Pero en materia de explicaciones —ahora sí— podemos identificar sin ambigüedad que, para un grupo considerable y concreto de personas, el racismo, el sexismo, la xenofobia, el insularismo, la antirracionalidad y el antiecologismo del candidato no pesaron en contra de su elección. En estos tiempos de exquisitez moral, para esos votantes no fueron razones suficientes la necesidad de integridad personal, el espíritu de inclusión, la racionalidad y la amenaza del cambio climático como para decidir su voto. Escogieron deliberadamente a quien causa ascos al pensarlo tomado de la mano (o peor) de una hija, a quien asusta al pensarlo con el dedo puesto en el detonante del misil. Escogieron a quien afirma que el cambio climático es una conspiración china, a quien desprecia la vida de los migrantes más pobres. En una palabra, eligieron al hideputa. Son el voto hideputa. No lo digo yo. Lo dijeron ellos alto y claro.
Algunos comentaristas piden que empaticemos con los votantes de Trump, que apreciemos sus razones: están enojados, no tienen empleo o algo más. Como si fueran tontos o irresponsables. Pero basta escuchar al más iletrado de los albañiles cuando teoriza sobre futbol para entender que la mayoría de personas no son particularmente tontas.
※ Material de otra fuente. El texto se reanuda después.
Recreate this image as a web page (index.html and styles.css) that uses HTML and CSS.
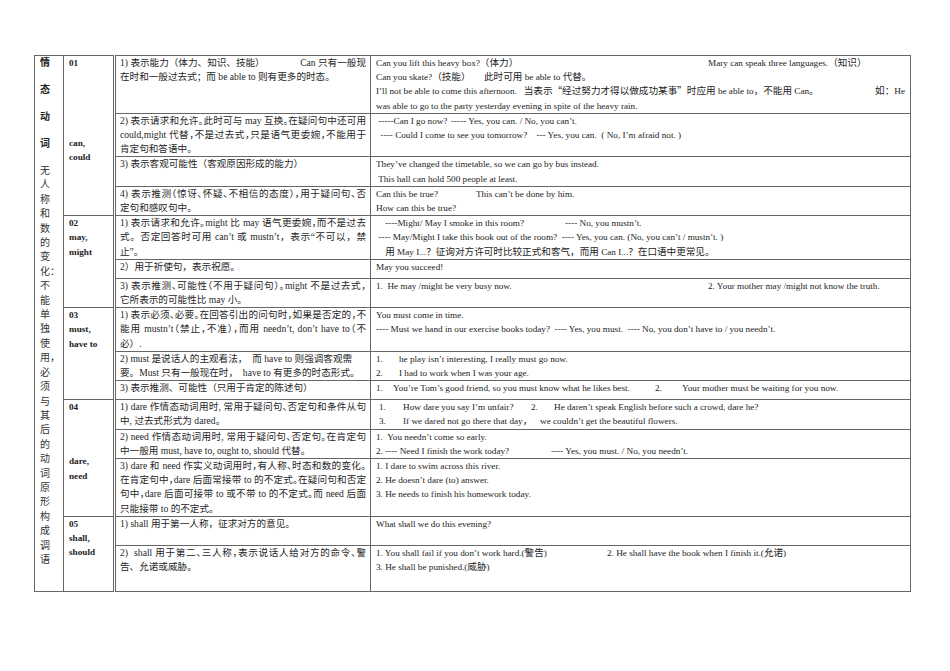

Mi sospecha es que quienes votaron por Trump —el voto hideputa— saben lo que hacen y son responsables de lo que hicieron.
Una curiosidad me queda. Quizá puedan aclararla los politólogos. Los que antes de las elecciones ya afirmaban pertenecer al voto hideputa —así fueran blancos, hombres, pobres, latinos, desempleados, mujeres o negros— eran menos que los que votaron efectivamente por Trump. Así que retrospectivamente debemos crear una categoría adicional: el voto hideputa mentiroso, ese que escogería a Trump sin admitirlo en las encuestas. No les causaba escozor votar por racismo, sexismo, xenofobia, insularismo, antirracionalidad y antiecologismo, nomás admitirlo.